Zbudowane pośpiesznie obozowisko liczy teraz 700 namiotów. Każdy jest w stanie pomieścić ok. 8-9 osób. Nawet gdyby zakwaterowano by w nim po 10 osób, to daje 7000 miejsc dla 12 000 potrzebujących. Choć władze podkreślają, że obóz jest tymczasowym rozwiązaniem, wszyscy obawiają się, że utkną tam na kolejne lata w warunkach dużo gorszych niż w okrytej niesławą Morii. Nie są to obawy bezpodstawne, bo działająca przez ostatnie lata Moria też miała być obozem na chwilę. Poza namiotami w nowym obozie nie ma póki co żadnej infrastruktury, poza 35 toaletami (jedna na ponad 330 osób!). Będą z nich mogły korzystać tylko rodziny. Samotni mężczyźni pozostaną póki co bez dostępu do sanitariatów. Prysznice? Zero. Nie gotowy jest nawet jeden.

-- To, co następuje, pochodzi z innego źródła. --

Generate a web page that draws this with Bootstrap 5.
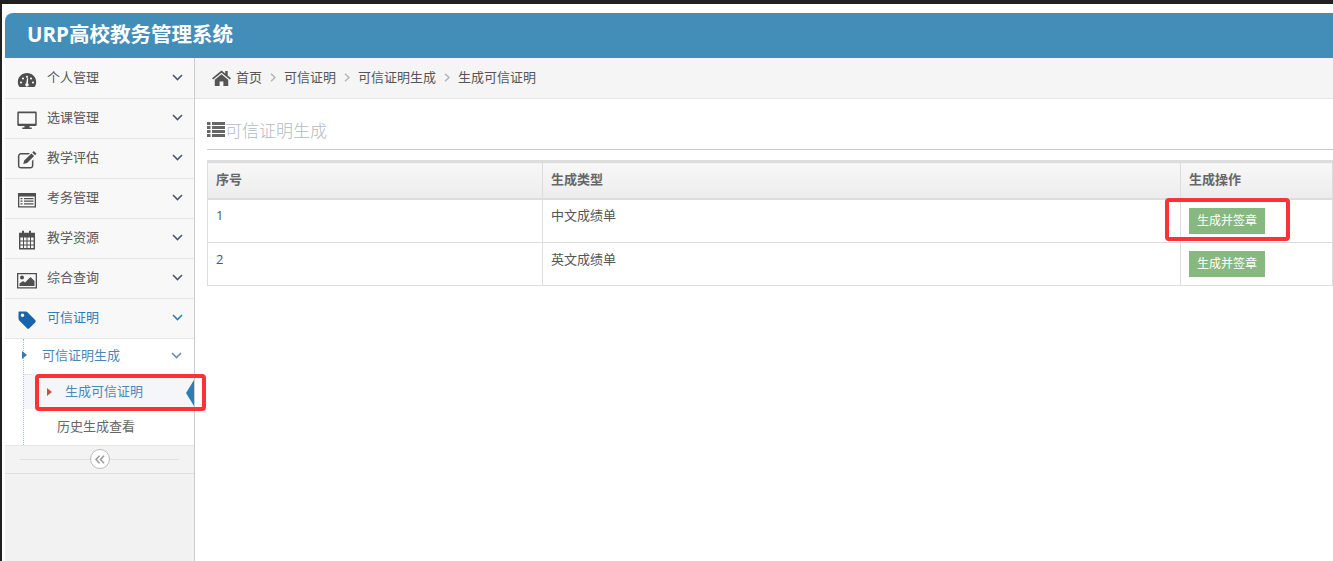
<!DOCTYPE html>
<html lang="zh">
<head>
<meta charset="utf-8">
<title>URP高校教务管理系统</title>
<link rel="stylesheet" href="https://cdn.jsdelivr.net/npm/bootstrap@5.3.0/dist/css/bootstrap.min.css">
<style>
html,body{height:561px;overflow:hidden}
body{background:#202020;font-family:"Open Sans","Noto Sans CJK SC",sans-serif;font-size:13px;color:#555;position:relative;line-height:1.5}
.shell{position:absolute;inset:4px 0 0 2px;background:#fff;padding:9px 0 0 3px;overflow:hidden;display:flex;flex-direction:column}
.topbar{height:45px;flex:none;background:#438eb9;border-radius:8px 0 0 0;color:#fff;font-size:20.5px;font-weight:700;padding-left:22px;line-height:43px}
.workspace{flex:1;display:flex;min-height:0}
.side{width:190px;flex:none;background:#f2f2f2;border-right:1px solid #ccc}
.side-item{height:40px;background:#f8f8f8;border-bottom:1px solid #e5e5e5;display:flex;align-items:center;padding:0 11px 1px 12px;color:#585858}
.side-item:first-child{height:41px;padding-top:1px}
.side-item svg.ic{width:20px;height:20px;flex:none;margin-right:10px;fill:#4f4f4f;margin-top:3px}
.side-item .lbl{flex:1}
.chev{width:11px;height:7px;flex:none;fill:none;stroke:#4a5a6a;stroke-width:1.6;margin-top:-1px}
.side-item.on{color:#2b7dbc}
.side-item.on svg.ic{fill:#1963aa}
.side-item.on .chev{stroke:#2b7dbc}
.sub{background:#fff;border-bottom:1px solid #e5e5e5;position:relative;height:107px}
.sub::before{content:"";position:absolute;left:18px;top:0;bottom:0;border-left:1px dotted #9dbdd6}
.sub-a{height:35px;display:flex;align-items:center;padding:0 12px 2px 37px;color:#4b88b7;position:relative}
.sub-a .chev{margin-left:auto;stroke:#6b8ba8}
.tri-a{position:absolute;left:17px;top:12px;width:0;height:0;border-left:5px solid #3a78ae;border-top:4px solid transparent;border-bottom:4px solid transparent}
.sub-b{height:35px;margin-left:19px;display:flex;align-items:center;padding-left:41px;color:#4b88b7;background:#f4f6f9;position:relative;border-top:1px dotted #ddd}
.tri-b{position:absolute;left:23px;top:13px;width:0;height:0;border-left:5px solid #c8543c;border-top:4px solid transparent;border-bottom:4px solid transparent}
.notch{position:absolute;right:0;top:5px;width:0;height:0;border-right:8px solid #2b7dbc;border-top:13px solid transparent;border-bottom:13px solid transparent}
.sub-c{height:35px;display:flex;align-items:center;padding-left:52px;color:#666}
.collapse-bar{height:28px;border-bottom:1px solid #e0e0e0;position:relative;background:#f3f3f3}
.collapse-bar::before{content:"";position:absolute;left:15px;right:15px;top:13px;border-top:1px solid #e0e0e0}
.circ{position:absolute;left:85px;top:3px;width:20px;height:20px;border-radius:50%;background:#fff;border:1px solid #bbb;display:flex;align-items:center;justify-content:center}
.circ svg{width:10px;height:9px;fill:none;stroke:#999;stroke-width:1.5}
.main{flex:1;min-width:0;background:#fff}
.crumbs{height:41px;background:#f5f5f5;border-bottom:1px solid #e5e5e5;display:flex;align-items:center;padding:0 0 1px 17px}
.crumbs .breadcrumb{margin:0;--bs-breadcrumb-margin-bottom:0;font-size:13px;align-items:center}
.crumbs .breadcrumb-item{padding:0;color:#555;display:flex;align-items:center}
.crumbs .breadcrumb-item+.breadcrumb-item{padding-left:0}
.crumbs .breadcrumb-item+.breadcrumb-item::before{display:none}
.crumb-sep{width:6px;height:9px;fill:none;stroke:#b5b5b5;stroke-width:1.5;margin:0 8px}
.home{width:19px;height:16px;fill:#555;margin-right:5px}
.page-zone{padding:0 0 0 12px}
.page-head{height:51px;border-bottom:1px solid #ccc;display:flex;align-items:flex-end;font-size:17px;font-weight:300;color:#b3bac2;padding-bottom:5px;line-height:26px}
.page-head svg{width:18px;height:15px;fill:#666;margin-bottom:7px}
.grid-tbl{margin:10px 0 0;width:1126px;font-size:13px;border-collapse:collapse;table-layout:fixed;--bs-table-color:#555;color:#555}
.grid-tbl>*>*>*{border:1px solid #ddd;vertical-align:top;line-height:18px;box-shadow:none}
.grid-tbl thead th{background:linear-gradient(#f8f8f8,#ececec);color:#666;font-weight:700;border-top:3px solid #ddd;border-bottom:2px solid #ddd;height:37px;padding:7px 8px 0}
.grid-tbl tbody td{height:43px;padding:7px 8px 0}
.grid-tbl tbody tr:first-child td{height:44px;padding-top:6px}
.grid-tbl tbody tr td.op{padding-top:8px}
.gbtn{background:#87b87f;color:#fff;border:0;border-radius:0;font-size:12px;padding:0;width:76px;height:26px;display:block;line-height:24px;text-align:center}
.gbtn:hover{background:#87b87f;color:#fff}
.mark-box{position:absolute;border:4px solid #fb3237;border-radius:4px;pointer-events:none}
.mb1{left:35px;top:374px;width:171px;height:37px}
.mb2{left:1165px;top:198px;width:125px;height:43px}
</style>
</head>
<body>
<div class="shell">
  <div class="topbar">URP高校教务管理系统</div>
  <div class="workspace">
    <aside class="side">
      <div class="side-item"><svg class="ic" viewBox="0 0 20 20"><path fill-rule="evenodd" d="M10 3C4.800 3 .8 7.100.8 12c0 1.600.4 3.200 1.200 4.500.2.300.5.500.9.500h14.200c.4 0 .7-.2.900-.5.800-1.300 1.200-2.900 1.200-4.500C19.200 7.100 15.200 3 10 3zM4 11.400a1.100 1.100 0 1 0 0 2.200 1.100 1.100 0 0 0 0-2.200zm2-4a1.100 1.100 0 1 0 0 2.200 1.100 1.100 0 0 0 0-2.200zm4-1.700a1.100 1.100 0 1 0 0 2.200 1.100 1.100 0 0 0 0-2.200zm4 1.700a1.100 1.100 0 1 0 0 2.200 1.100 1.100 0 0 0 0-2.200zm2 4a1.100 1.100 0 1 0 0 2.200 1.100 1.100 0 0 0 0-2.200zM8.200 14.800c0 1 .8 1.800 1.800 1.800s1.800-.8 1.800-1.800c0-.7-.4-1.300-.9-1.600l.3-5h-1.200l-.8 5.100c-.6.300-1 .8-1 1.500z"/></svg><span class="lbl">个人管理</span><svg class="chev" viewBox="0 0 11 7"><path d="M1 1l4.500 4.500L10 1"/></svg></div>
      <div class="side-item"><svg class="ic" viewBox="0 0 20 20"><path fill-rule="evenodd" d="M1.500 1.500h17c.7 0 1.200.5 1.200 1.200v12.100c0 .7-.5 1.200-1.200 1.200h-6v1.500h2.200V19H5.300v-1.500h2.200V16h-6c-.7 0-1.200-.5-1.200-1.200V2.700c0-.7.500-1.200 1.200-1.200zm.3 1.700v10.600h16.400V3.200z"/></svg><span class="lbl">选课管理</span><svg class="chev" viewBox="0 0 11 7"><path d="M1 1l4.500 4.500L10 1"/></svg></div>
      <div class="side-item"><svg class="ic" viewBox="0 0 20 20"><path fill-rule="evenodd" d="M4 3h9l-1.500 1.500H4c-.9 0-1.600.7-1.600 1.600v9.300c0 .9.700 1.600 1.600 1.600h9.300c.9 0 1.600-.7 1.600-1.600V11l1.500-1.500v6c0 1.800-1.400 3.100-3.100 3.100H4c-1.800 0-3.100-1.400-3.100-3.100V6.100C.9 4.400 2.300 3 4 3zM16.800 1l2.700 2.700-1.500 1.500-2.700-2.700zm-2.400 2.400l2.700 2.700-7 7-3.900 1 1-3.700z"/></svg><span class="lbl">教学评估</span><svg class="chev" viewBox="0 0 11 7"><path d="M1 1l4.500 4.500L10 1"/></svg></div>
      <div class="side-item"><svg class="ic" viewBox="0 0 20 20"><path fill-rule="evenodd" d="M1 3h18v14.500H1zm1.300 3.400v9.800h15.400V6.400zM3.500 8h2v1.200h-2zm3.500 0h9.500v1.200H7zm-3.500 2.600h2v1.200h-2zm3.500 0h9.500v1.200H7zm-3.500 2.600h2v1.200h-2zm3.500 0h9.500v1.200H7z"/></svg><span class="lbl">考务管理</span><svg class="chev" viewBox="0 0 11 7"><path d="M1 1l4.500 4.500L10 1"/></svg></div>
      <div class="side-item"><svg class="ic" viewBox="0 0 20 20"><path fill-rule="evenodd" d="M5 .8h2v2h5v-2h2v2h4v16.600H2V2.800h3zM3.400 7.500v3h2.600v-3zm3.600 0v3h2.500v-3zm3.500 0v3H13v-3zm3.500 0v3h2.600v-3zM3.400 11.500v3h2.600v-3zm3.600 0v3h2.500v-3zm3.500 0v3H13v-3zm3.500 0v3h2.600v-3zM3.400 15.500V18h2.600v-2.500zm3.600 0V18h2.500v-2.500zm3.500 0V18H13v-2.500zm3.500 0V18h2.600v-2.500z"/></svg><span class="lbl">教学资源</span><svg class="chev" viewBox="0 0 11 7"><path d="M1 1l4.500 4.500L10 1"/></svg></div>
      <div class="side-item"><svg class="ic" viewBox="0 0 20 20"><path fill-rule="evenodd" d="M0 3h20v15.500H0zm1.300 1.300v12.900h17.400V4.300zM5 5.500a2 2 0 1 1 0 4 2 2 0 0 1 0-4zM2.500 16v-2.500L6 11l2 1.500L13.500 7l4 4v5z"/></svg><span class="lbl">综合查询</span><svg class="chev" viewBox="0 0 11 7"><path d="M1 1l4.500 4.500L10 1"/></svg></div>
      <div class="side-item on"><svg class="ic" viewBox="0 0 20 20"><path fill-rule="evenodd" d="M2 1.500h7c.5 0 .9.200 1.200.5l8 8c.7.700.7 1.700 0 2.400l-5.800 5.800c-.7.700-1.700.7-2.400 0l-8-8C1.700 9.500 1.500 9 1.500 8.500V2c0-.3.200-.5.500-.5zM5.500 3.500a1.800 1.800 0 1 0 0 3.600 1.800 1.800 0 0 0 0-3.600z"/></svg><span class="lbl">可信证明</span><svg class="chev" viewBox="0 0 11 7"><path d="M1 1l4.500 4.500L10 1"/></svg></div>
      <div class="sub">
        <div class="sub-a"><span class="tri-a"></span><span>可信证明生成</span><svg class="chev" viewBox="0 0 11 7"><path d="M1 1l4.500 4.500L10 1"/></svg></div>
        <div class="sub-b"><span class="tri-b"></span><span>生成可信证明</span><span class="notch"></span></div>
        <div class="sub-c">历史生成查看</div>
      </div>
      <div class="collapse-bar"><span class="circ"><svg viewBox="0 0 10 9"><path d="M4.500 .8L1 4.500l3.500 3.700M9 .8L5.500 4.500 9 8.200"/></svg></span></div>
    </aside>
    <main class="main">
      <nav class="crumbs" aria-label="breadcrumb">
        <svg class="home" viewBox="0 0 19 16"><path d="M9.500 .5L0 8.300l1.100 1.300L9.500 2.700l8.400 6.900L19 8.300l-3.300-2.700V1h-2.500v2.500zM2.800 9.700V16h4.800v-4.400h3.800V16h4.800V9.700L9.500 4.200z"/></svg>
        <ol class="breadcrumb">
          <li class="breadcrumb-item">首页<svg class="crumb-sep" viewBox="0 0 6 9"><path d="M1 .7l4 3.800-4 3.800"/></svg></li>
          <li class="breadcrumb-item">可信证明<svg class="crumb-sep" viewBox="0 0 6 9"><path d="M1 .7l4 3.800-4 3.800"/></svg></li>
          <li class="breadcrumb-item">可信证明生成<svg class="crumb-sep" viewBox="0 0 6 9"><path d="M1 .7l4 3.800-4 3.800"/></svg></li>
          <li class="breadcrumb-item active">生成可信证明</li>
        </ol>
      </nav>
      <div class="page-zone">
        <div class="page-head"><svg viewBox="0 0 18 15"><path d="M0 0h3.500v3H0zm5 0h13v3H5zM0 4h3.500v3H0zm5 0h13v3H5zM0 8h3.500v3H0zm5 0h13v3H5zM0 12h3.500v3H0zm5 0h13v3H5z"/></svg><span>可信证明生成</span></div>
        <table class="table grid-tbl">
          <colgroup><col style="width:335px"><col style="width:638px"><col></colgroup>
          <thead><tr><th>序号</th><th>生成类型</th><th>生成操作</th></tr></thead>
          <tbody>
            <tr><td>1</td><td>中文成绩单</td><td class="op"><button type="button" class="btn gbtn">生成并签章</button></td></tr>
            <tr><td>2</td><td>英文成绩单</td><td class="op"><button type="button" class="btn gbtn">生成并签章</button></td></tr>
          </tbody>
        </table>
      </div>
    </main>
  </div>
</div>
<div class="mark-box mb1"></div>
<div class="mark-box mb2"></div>
<script src="https://cdn.jsdelivr.net/npm/bootstrap@5.3.0/dist/js/bootstrap.bundle.min.js"></script>
</body>
</html>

Moria stanęła w płomieniach w ciągu kilku godzin, bo żadne wymogi bezpieczeństwa przeciwpożarowego nie były tam przestrzegane. Ze zdjęć nowego obozu wynika, że namioty stoją stłoczone jeden obok drugiego, co może budzić obawy, że tu też bezpiecznie nie będzie. Do tego usytuowanie na wybrzeżu – w miejscu, w którym zimą wiatr przewraca samochody – to jest wszystko, na co ci ludzie w tej chwili mogą liczyć. Najbardziej przerażają jednak praktyki zmuszania ich głodem do tego, by dać się tam zamknąć.
Tak trudnej sytuacji na wyspie nie pamięta tu nikt. Nie wiemy co przyniosą kolejne godziny. W ciągu tygodnia, może zmienić się wszystko.
Nie zapominajcie dziś o tych ludziach.